Une semaine après la grève générale du 29 janvier j'ai voulu me renseigner sur la situation patrimoniale de mes concitoyens. Deux statistiques me font froid dans le dos (source: Insee, le patromoine détenu comprend les biens immobiliers, les actifs financiers ainsi que le patrimoine professionnel pour les actifs indépendants):

  1. En 2003, les 10 % d'individus aux patrimoines les plus élevés détiennent 46 % de la masse totale du patrimoine.
  2. De même les 50% d'individus aux patrimoines les plus élevés détiennent 93% de la masse totale du patrimoine.

Pour enfoncer le clou permettez-moi de paraphraser ce jargon statistique: 10% des français possèdent la moitié des richesses! et la moitié des français ne possèdent que 7% des richesses!

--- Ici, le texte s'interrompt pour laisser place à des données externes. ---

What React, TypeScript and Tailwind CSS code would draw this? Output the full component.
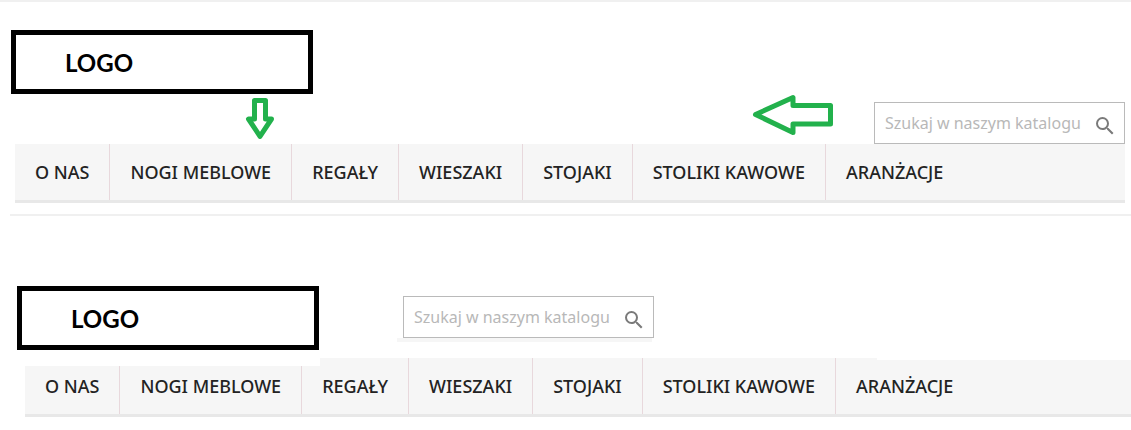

Voici ce que cela donne avec des chiffres absolus (source: Insee):

  1. En 2003 les 10% d'individus les plus riches détiennent un patrimoine moyen de 755 000€; un chiffre en progression de 37% par rapport à 1997.
  2. De même les 30% d'individus les plus pauvres ne détiennent qu'un patrimoine moyen de 8 000€; un chiffre qui n'a progressé que de 7,5% depuis 1997.

On est très loin de la "fracture sociale", si chère à Jacques Chirac, car c'est bien un gouffre qui sépare la classe des riches, qui s'enrichissent, de la classe des pauvres, qui s'appauvrissent. Je pensais bien naïvement qu'un telle inégalité dans la répartition des richesses était une caractéristique des pays en voie de développement. Malheureusement il n'en n'est rien, la France est bien un pays riche (en 14ème position mondiale en PIB/habitant selon le FMI) peuplé de pauvres.

Alors quand il s'agira de voter à la prochaine élection présidentielle ne me parlez pas de "travailler plus pour gagner plus". Il n'y aura qu'un slogan de campagne que je voudrai entendre: "un français, un diplôme, un revenu, un logement, un patrimoine".